Challenges of in vitro modelling of liver fibrosis

Abstract

Liver fibrosis has been proposed as the most important predictive indicator affecting prognosis of patients with chronic liver disease. It is defined by an abnormal accumulation of extracellular matrix components that results from necrotic and inflammatory processes and eventually impairs organ function. With no approved therapy, comprehensive cellular models directly derived from patient's cells are necessary to understand the mechanisms behind fibrosis and the response to anti-fibrotic therapies. Primary human cells, human hepatic cell lines and human stem cells-derived hepatic stellate-like cells have been widely used for studying fibrosis pathogenesis.
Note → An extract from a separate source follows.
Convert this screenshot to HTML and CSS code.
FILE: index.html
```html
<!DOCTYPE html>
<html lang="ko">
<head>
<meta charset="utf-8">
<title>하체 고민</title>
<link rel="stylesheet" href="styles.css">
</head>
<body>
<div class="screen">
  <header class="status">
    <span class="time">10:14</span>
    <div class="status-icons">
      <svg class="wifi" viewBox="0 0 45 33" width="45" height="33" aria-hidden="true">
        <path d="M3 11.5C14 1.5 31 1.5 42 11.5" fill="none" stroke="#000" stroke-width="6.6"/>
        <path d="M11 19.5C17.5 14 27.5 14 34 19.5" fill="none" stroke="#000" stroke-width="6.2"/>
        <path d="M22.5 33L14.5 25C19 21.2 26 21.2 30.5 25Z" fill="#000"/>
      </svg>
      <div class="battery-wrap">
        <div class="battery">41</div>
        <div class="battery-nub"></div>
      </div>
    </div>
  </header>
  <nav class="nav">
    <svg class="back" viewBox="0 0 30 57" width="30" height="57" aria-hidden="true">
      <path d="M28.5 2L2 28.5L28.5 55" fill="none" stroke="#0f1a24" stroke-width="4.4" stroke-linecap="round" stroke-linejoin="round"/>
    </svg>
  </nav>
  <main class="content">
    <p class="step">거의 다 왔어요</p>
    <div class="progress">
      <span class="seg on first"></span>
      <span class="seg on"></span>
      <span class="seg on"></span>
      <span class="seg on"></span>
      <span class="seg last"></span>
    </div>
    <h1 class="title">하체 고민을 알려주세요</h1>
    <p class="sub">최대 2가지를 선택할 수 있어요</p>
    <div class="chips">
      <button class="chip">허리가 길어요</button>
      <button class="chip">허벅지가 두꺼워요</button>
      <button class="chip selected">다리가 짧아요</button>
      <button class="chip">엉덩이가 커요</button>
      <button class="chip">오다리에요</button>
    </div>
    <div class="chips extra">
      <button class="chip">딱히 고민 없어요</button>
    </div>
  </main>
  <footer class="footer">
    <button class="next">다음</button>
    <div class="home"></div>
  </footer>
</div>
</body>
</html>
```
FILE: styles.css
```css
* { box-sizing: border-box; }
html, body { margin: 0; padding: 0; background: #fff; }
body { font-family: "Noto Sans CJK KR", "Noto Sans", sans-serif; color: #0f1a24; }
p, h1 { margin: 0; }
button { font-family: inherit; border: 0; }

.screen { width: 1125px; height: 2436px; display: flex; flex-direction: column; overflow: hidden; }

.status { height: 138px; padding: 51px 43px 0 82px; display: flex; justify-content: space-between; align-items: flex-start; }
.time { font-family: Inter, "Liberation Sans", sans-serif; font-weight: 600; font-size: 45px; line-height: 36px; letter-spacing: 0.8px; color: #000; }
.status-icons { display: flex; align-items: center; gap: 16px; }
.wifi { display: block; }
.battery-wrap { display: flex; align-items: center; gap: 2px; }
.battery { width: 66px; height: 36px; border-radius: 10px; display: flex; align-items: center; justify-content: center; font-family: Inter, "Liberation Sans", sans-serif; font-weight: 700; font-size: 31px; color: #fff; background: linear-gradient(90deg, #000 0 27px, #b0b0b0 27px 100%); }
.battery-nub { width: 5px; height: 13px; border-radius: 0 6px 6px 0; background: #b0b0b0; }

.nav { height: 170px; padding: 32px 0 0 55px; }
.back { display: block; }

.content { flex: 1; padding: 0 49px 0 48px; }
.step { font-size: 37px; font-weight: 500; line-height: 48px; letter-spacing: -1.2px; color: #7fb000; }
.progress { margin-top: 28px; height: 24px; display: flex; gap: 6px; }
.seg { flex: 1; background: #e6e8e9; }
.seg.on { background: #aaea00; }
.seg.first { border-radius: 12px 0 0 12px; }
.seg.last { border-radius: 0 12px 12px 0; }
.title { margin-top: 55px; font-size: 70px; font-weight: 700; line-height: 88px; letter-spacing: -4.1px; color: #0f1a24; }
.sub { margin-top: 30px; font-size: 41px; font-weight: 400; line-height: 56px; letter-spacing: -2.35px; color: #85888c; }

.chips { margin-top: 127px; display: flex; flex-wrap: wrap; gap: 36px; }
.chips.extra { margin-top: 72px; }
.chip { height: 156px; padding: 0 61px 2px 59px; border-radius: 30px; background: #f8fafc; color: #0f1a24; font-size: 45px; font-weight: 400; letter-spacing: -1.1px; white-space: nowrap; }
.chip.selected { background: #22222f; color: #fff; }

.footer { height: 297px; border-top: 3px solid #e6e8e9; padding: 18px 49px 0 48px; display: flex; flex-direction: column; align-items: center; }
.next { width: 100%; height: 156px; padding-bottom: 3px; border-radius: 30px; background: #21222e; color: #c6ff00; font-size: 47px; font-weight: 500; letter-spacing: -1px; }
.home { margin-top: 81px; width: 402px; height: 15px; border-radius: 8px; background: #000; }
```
In this paper, we depict the cellular crosstalk and the role of extracellular matrix during fibrosis pathogenesis and summarize different in vitro models from simple monolayers to multicellular 3D cultures used to gain deeper mechanistic understanding of the disease and the therapeutic response, discussing their major advantages and disadvantages for liver fibrosis modelling.

Keywords: 3D models; extracellular matrix; in vitro systems; liver fibrosis; therapies.

FIGURE 1

Mechanisms of liver fibrosis. As a result of liver injury, damaged hepatocytes release inflammatory cytokines, reactive oxygen species (ROS), damage-associated molecular patterns (DAMPs) and other soluble factors, that directly, or indirectly with the contribution of other cells such as Kupffer cells (KC) or liver sinusoidal endothelial cells (LSEC), can trigger activation of hepatic stellate cells (HSC) into myofibroblast-like cells. Activated HSCs synthesize large amounts of ECM components and secrete additional cytokines that perpetuate their activated state. Excessive ECM accumulation and liver fibrosis are the result of dysregulated ECM synthesis and remodelling due to downregulation of MMPs (matrix metalloproteinases) and increased production of TIMPs (tissue inhibitors of MMPs).